### [Your objective]
Repeat the records word for word, excluding any picture.

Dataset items
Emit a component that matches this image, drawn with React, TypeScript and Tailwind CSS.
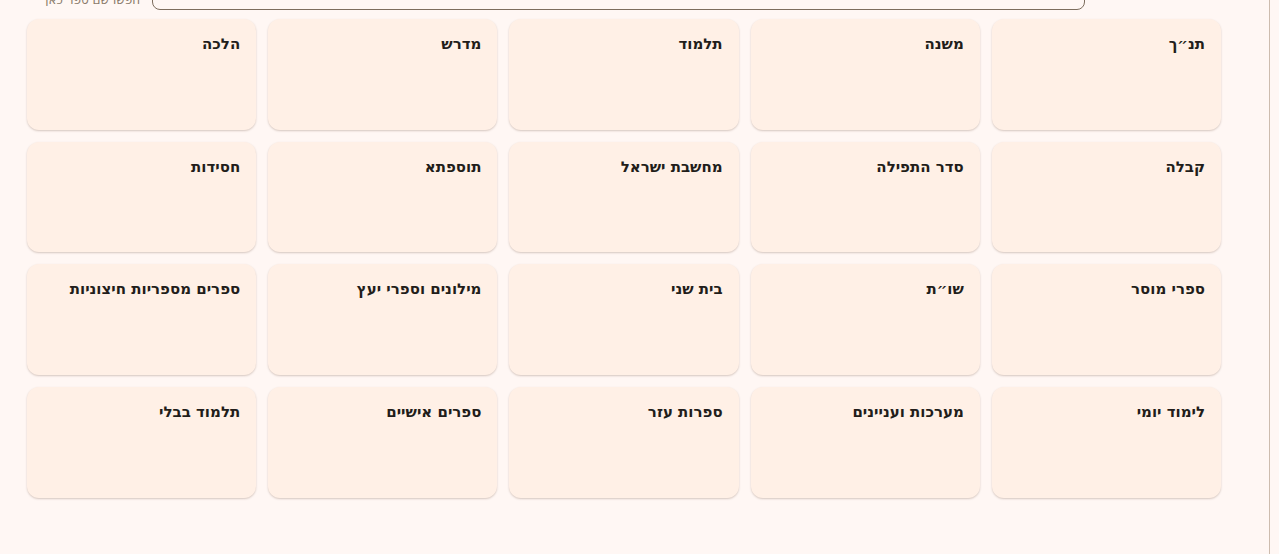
const categories = [
  "תנ״ך",
  "משנה",
  "תלמוד",
  "מדרש",
  "הלכה",
  "קבלה",
  "סדר התפילה",
  "מחשבת ישראל",
  "תוספתא",
  "חסידות",
  "ספרי מוסר",
  "שו״ת",
  "בית שני",
  "מילונים וספרי יעץ",
  "ספרים מספריות חיצוניות",
  "לימוד יומי",
  "מערכות ועניינים",
  "ספרות עזר",
  "ספרים אישיים",
  "תלמוד בבלי",
];

const CategoryCard = ({ title }: { title: string }) => {
  return (
    <div className="h-[110.67px] rounded-xl bg-[#fff0e6] px-4 pt-[13px] shadow-[0_1px_2px_rgba(90,60,40,0.25)]">
      <h3 className="text-[15px] font-bold leading-6 text-[#221d1a]">
        {title}
      </h3>
    </div>
  );
};

export default function App() {
  return (
    <div
      className="flex h-[554px] w-[1279px] overflow-hidden bg-[#fff7f4]"
      style={{ fontFamily: '"DejaVu Sans", sans-serif' }}
    >
      <main
        dir="rtl"
        className="flex h-[554px] w-[1270px] shrink-0 flex-col border-r border-[#cdbcae]"
      >
        {/* search header, scrolled mostly out of view */}
        <div className="-mt-[30px] flex items-end gap-3 pr-[184px]">
          <input
            type="text"
            className="h-[40px] w-[933px] rounded-lg border border-[#7d6d5d] bg-[#fff7f4] outline-none"
          />
          <span className="translate-y-[1px] text-[12px] leading-[22px] text-[#8a7a6a]">
            חפשו שם ספר כאן
          </span>
        </div>
        <div className="mr-[48px] mt-[9px] grid w-[1194px] grid-cols-5 gap-x-3 gap-y-3">
          {categories.map((c) => (
            <CategoryCard key={c} title={c} />
          ))}
        </div>
      </main>
    </div>
  );
}
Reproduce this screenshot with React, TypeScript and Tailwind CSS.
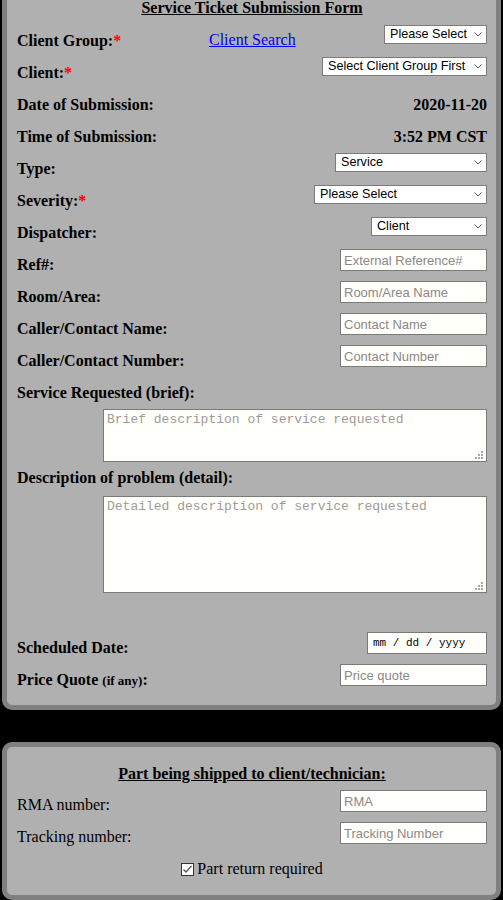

### [Right answer]
Emit a component that matches this image, drawn with React, TypeScript and Tailwind CSS.
const categories = [
  "תנ״ך",
  "משנה",
  "תלמוד",
  "מדרש",
  "הלכה",
  "קבלה",
  "סדר התפילה",
  "מחשבת ישראל",
  "תוספתא",
  "חסידות",
  "ספרי מוסר",
  "שו״ת",
  "בית שני",
  "מילונים וספרי יעץ",
  "ספרים מספריות חיצוניות",
  "לימוד יומי",
  "מערכות ועניינים",
  "ספרות עזר",
  "ספרים אישיים",
  "תלמוד בבלי",
];

const CategoryCard = ({ title }: { title: string }) => {
  return (
    <div className="h-[110.67px] rounded-xl bg-[#fff0e6] px-4 pt-[13px] shadow-[0_1px_2px_rgba(90,60,40,0.25)]">
      <h3 className="text-[15px] font-bold leading-6 text-[#221d1a]">
        {title}
      </h3>
    </div>
  );
};

export default function App() {
  return (
    <div
      className="flex h-[554px] w-[1279px] overflow-hidden bg-[#fff7f4]"
      style={{ fontFamily: '"DejaVu Sans", sans-serif' }}
    >
      <main
        dir="rtl"
        className="flex h-[554px] w-[1270px] shrink-0 flex-col border-r border-[#cdbcae]"
      >
        {/* search header, scrolled mostly out of view */}
        <div className="-mt-[30px] flex items-end gap-3 pr-[184px]">
          <input
            type="text"
            className="h-[40px] w-[933px] rounded-lg border border-[#7d6d5d] bg-[#fff7f4] outline-none"
          />
          <span className="translate-y-[1px] text-[12px] leading-[22px] text-[#8a7a6a]">
            חפשו שם ספר כאן
          </span>
        </div>
        <div className="mr-[48px] mt-[9px] grid w-[1194px] grid-cols-5 gap-x-3 gap-y-3">
          {categories.map((c) => (
            <CategoryCard key={c} title={c} />
          ))}
        </div>
      </main>
    </div>
  );
}
Reproduce this screenshot with React, TypeScript and Tailwind CSS.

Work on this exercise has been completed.